There are a lot of starting pitchers having really fine seasons so far. It doesn’t change the fact that there is no better pitcher anywhere than a 27-year-old, Cuban-born and Hialeah, Fla.-raised left-hander named Nestor Cortes, who was once designated for assignment by an Orioles team on its way to losing 115 games.
The kid gave up a grand slam to Josh Reddick on April 3, 2018, and then on April 9, he gave up another grand slam to Josh Donaldson, now Cortes’ teammate with the Yankees. Cortes was designated for assignment the next day. Four years and a couple of months later, he has a 5-1 record for the team with the best record in baseball, has a 1.50 ERA and has been simply dazzling every time Aaron Boone has given him the ball.
He gave the Angels one earned run, going up against Shohei Ohtani, on Thursday afternoon. He has gone 19 straight starts for the Yankees giving up three earned runs or fewer, something no Yankees pitcher has done in more than 100 years. Justin Verlander has been something to see, and so has Sandy Alcantara, so has Alek Manoah. Of course, there are other starters who belong in the conversation about who really is the best guy after a third of the season.
But when you add it all up, the best guy barely tops out over 90 mph, isn’t in the top 100 in fastball velocity, but he’s a master of spin and arm angle and magic and even mystery, at least party because of a delivery that occasionally has a start-stop to it that reminds you of Charles Barkley’s golf swing. In a world where velocity so often rules, Nestor Cortes pitches like an artist. The late and great Whitey Ford would have appreciated someone who practices the craft of pitching the way Cortes does.

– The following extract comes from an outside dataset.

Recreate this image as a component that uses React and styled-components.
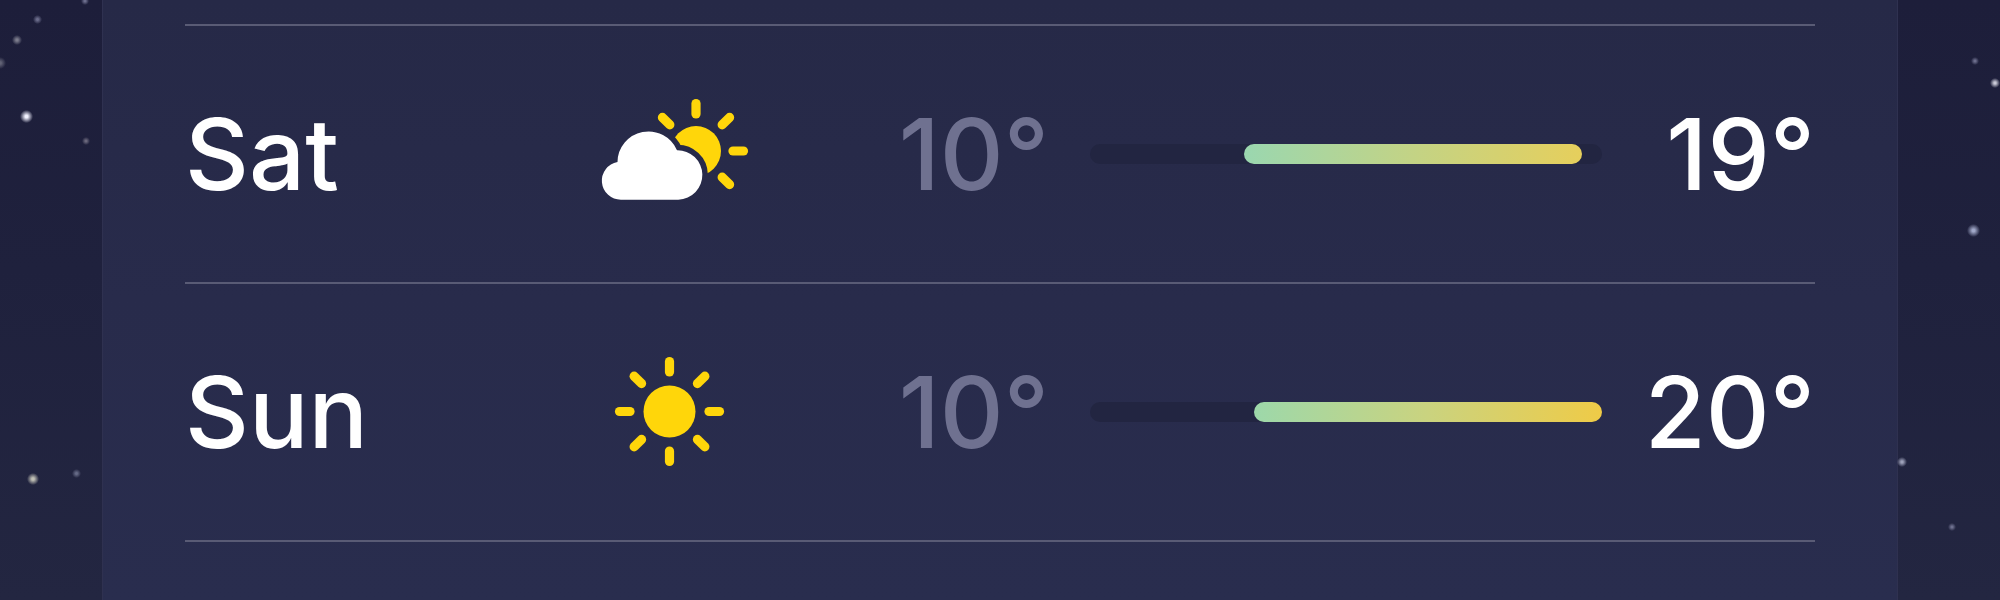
import React from "react";
import styled, { createGlobalStyle } from "styled-components";

const GlobalStyle = createGlobalStyle`
  body {
    margin: 0;
    font-family: Inter, "Liberation Sans", sans-serif;
  }
`;

const StyledSky = styled.main`
  position: relative;
  display: flex;
  box-sizing: border-box;
  min-height: 100vh;
  padding: 0 102px;
  overflow: hidden;
  background: linear-gradient(180deg, #1d1e3a 0%, #1f213d 45%, #232641 100%);
`;

const StyledStar = styled.span`
  position: absolute;
  top: ${({ $top }) => $top}px;
  ${({ $side, $inset }) => `${$side}: ${$inset}px;`}
  width: ${({ $size }) => $size}px;
  height: ${({ $size }) => $size}px;
  opacity: ${({ $glow }) => $glow};
  background: radial-gradient(
    circle closest-side,
    ${({ $color }) => $color} 20%,
    transparent 100%
  );
`;

const StyledCard = styled.section`
  position: relative;
  flex: 1;
  padding: 24px 82px 0;
  border: solid #2f3150;
  border-width: 0 1px;
  background: linear-gradient(180deg, #262947 0%, #282b4b 50%, #292d4e 100%);
`;

const StyledList = styled.ul`
  margin: 0;
  padding: 0;
  list-style: none;
  border-bottom: 2px solid #595b75;
`;

const StyledRow = styled.li`
  display: grid;
  grid-template-columns: 279fr 332fr 172fr 513fr 172fr;
  column-gap: 41px;
  align-items: center;
  height: 256px;
  border-top: 2px solid #595b75;
  color: white;
  font-size: 99px;
  font-weight: 530;
  line-height: 120px;
  white-space: nowrap;
`;

const StyledDay = styled.span`
  justify-self: start;
`;

const StyledIcon = styled.svg`
  width: 160px;
  height: 140px;
  justify-self: center;
`;

const StyledTemp = styled.span`
  justify-self: end;
  color: ${({ $muted }) => ($muted ? "#6f7190" : "white")};
`;

const StyledTrack = styled.div`
  height: 20px;
  border-radius: 10px;
  background: #222541;
`;

const StyledRange = styled.div`
  height: 100%;
  border-radius: 10px;
  background: linear-gradient(
    90deg,
    ${({ $from }) => $from},
    ${({ $middle }) => $middle},
    ${({ $to }) => $to}
  );
`;

const stars = [
  { side: "left", inset: 81, top: -3, size: 8, glow: 0.5, color: "#b9bbdd" },
  { side: "left", inset: 33, top: 15, size: 9, glow: 0.5, color: "#b9bbdd" },
  { side: "left", inset: 12, top: 35, size: 10, glow: 0.55, color: "#c9c9cf" },
  { side: "left", inset: -6, top: 57, size: 12, glow: 0.4, color: "#c9c9cf" },
  { side: "left", inset: 20, top: 110, size: 13, glow: 1, color: "#f2f2ff" },
  { side: "left", inset: 82, top: 137, size: 8, glow: 0.5, color: "#b5aebb" },
  { side: "left", inset: 27, top: 473, size: 12, glow: 0.85, color: "#dddccb" },
  { side: "left", inset: 72, top: 469, size: 9, glow: 0.45, color: "#b9c0dd" },
  { side: "right", inset: 21, top: 57, size: 8, glow: 0.5, color: "#b9bbdd" },
  { side: "right", inset: 0, top: 78, size: 10, glow: 0.9, color: "#dcdce8" },
  { side: "right", inset: 20, top: 224, size: 13, glow: 0.85, color: "#b7bfe0" },
  { side: "right", inset: 93, top: 457, size: 10, glow: 0.8, color: "#bcc0d8" },
  { side: "right", inset: 44, top: 523, size: 8, glow: 0.5, color: "#b9bbdd" },
];

const days = [
  {
    name: "Sat",
    icon: "cloudSun",
    low: 10,
    high: 19,
    start: 30,
    end: 96,
    colors: ["#9ad7b0", "#c3d385", "#e6cf5c"],
  },
  {
    name: "Sun",
    icon: "sun",
    low: 10,
    high: 20,
    start: 32,
    end: 100,
    colors: ["#9dd8aa", "#cad37f", "#efcb47"],
  },
];

const Rays = ({ angles, inner, outer }) =>
  angles.map((angle) => (
    <line
      key={angle}
      y1={-inner}
      y2={-outer}
      transform={`rotate(${angle})`}
      stroke="#ffd60a"
      strokeWidth="9.2"
      strokeLinecap="round"
    />
  ));

const SunIcon = () => (
  <StyledIcon viewBox="0 0 160 140" role="img" aria-label="Sunny">
    <g transform="translate(79.5 69.5)">
      <circle r="26" fill="#ffd60a" />
      <Rays
        angles={[0, 45, 90, 135, 180, 225, 270, 315]}
        inner={39.5}
        outer={50}
      />
    </g>
  </StyledIcon>
);

const cloudPath =
  "M31 115.7 A19 19 0 0 1 27.5 78 A31 31 0 0 1 87 66.3 A24.7 24.7 0 0 1 88.3 115.7 Z";

const CloudSunIcon = () => (
  <StyledIcon viewBox="0 0 160 140" role="img" aria-label="Partly cloudy">
    <mask id="cloud-gap" maskUnits="userSpaceOnUse" width="160" height="140">
      <rect width="160" height="140" fill="white" />
      <path d={cloudPath} fill="black" stroke="black" strokeWidth="11" />
    </mask>
    <g mask="url(#cloud-gap)">
      <circle cx="106" cy="67" r="25" fill="#ffd60a" />
    </g>
    <g transform="translate(106 67)">
      <Rays angles={[0, 45, 90, 135, 315]} inner={37} outer={47.5} />
    </g>
    <path d={cloudPath} fill="white" />
  </StyledIcon>
);

const icons = { sun: SunIcon, cloudSun: CloudSunIcon };

const DayRow = ({ name, icon, low, high, start, end, colors }) => {
  const Icon = icons[icon];
  const [from, middle, to] = colors;

  return (
    <StyledRow>
      <StyledDay>{name}</StyledDay>
      <Icon />
      <StyledTemp $muted>{low}°</StyledTemp>
      <StyledTrack>
        <StyledRange
          $from={from}
          $middle={middle}
          $to={to}
          style={{ marginLeft: `${start}%`, width: `${end - start}%` }}
        />
      </StyledTrack>
      <StyledTemp>{high}°</StyledTemp>
    </StyledRow>
  );
};

const App = () => (
  <>
    <GlobalStyle />
    <StyledSky>
      <StyledCard>
        <StyledList>
          {days.map((day) => (
            <DayRow key={day.name} {...day} />
          ))}
        </StyledList>
      </StyledCard>
      {stars.map(({ side, inset, top, size, glow, color }) => (
        <StyledStar
          key={`${side}-${inset}-${top}`}
          $side={side}
          $inset={inset}
          $top={top}
          $size={size}
          $glow={glow}
          $color={color}
        />
      ))}
    </StyledSky>
  </>
);

export default App;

A week ago, at the start of a big four-game series for the Yankees against the Rays, Cortes pitched eight innings, struck out five, walked one and allowed one earned run. It has now reached the point where you think stats like that should be on some kind of continuous loop with him. Here is what Cortes said afterward:
“I’ve still got a lot to prove, I think. It’s still early. I want to prove that I can have 30 starts and 150-plus innings, hopefully. I just want to keep my head down and keep going.”
It is not just the way Cortes pitches, a lefty who occasionally makes you remember another Cuban-born pitcher named Luis Tiant, El Tiante himself, once an artist himself on the mound, and a show. It is more than that, because of the journey that has brought Cortes to this moment. He was never a phenom as a kid, originally drafted by the Yankees in the 36th round of the 2013 Draft.
Four years after that ’13 Draft, the Orioles grabbed him away from the Yankees in the Rule 5 Draft. That spring he gave up the two grand slams and was gone. In April 2018, the Orioles sent Cortes back to the Yankees, and in June 2019, he managed to get his first big league win before being optioned to Triple-A after his ERA was nearly up to six runs a game over 33 games.
By November 2019, Cortes was traded to the Mariners in exchange for international bonus pool money. In two years, he’d gone from being a Rule 5 Draft guy to that. But Cortes kept his head down. Along the way, he went to the Dominican League and learned to throw a cut fastball.
Finally, in January 2021, Cortes made his way back to the Yankees. By last season, he had pitched his way into becoming a valuable member of Boone’s rotation, starting 14 games and finishing with a 2.90 ERA. And look at him now.
Gerrit Cole, the $324 million man — and someone who is touting Cortes as the best early candidate for the AL Cy Young — is the nominal ace of the Yankees’ rotation. But the true ace has been the short lefty who came to this country from Cuba when he was less than a year old and who is pitching like this.
There was an immaculate inning against his old team, the Orioles, earlier this season. There was a no-hitter into the eighth inning against the Rangers a few weeks ago. Finally, on Thursday afternoon, the first game of a doubleheader with Ohtani as his mound opponent, it was Nestor Cortes who was the pitcher to watch — dropping his arm sometimes and throwing an occasional curve ball that floated toward the batter like a frisbee and even varying the step-timing on his delivery as another way of throwing hitters off, all while still being one of the fastest workers around.
He never blows anybody away, except this one big important way: with the results he has been getting, all the way back to last season.
“He’s been great every step of the way,” Boone said a couple of weeks ago.
Great pitching, the best anywhere this season. Such a great baseball story. Sometimes the best stories take time. Like one of Nestor’s breaking balls.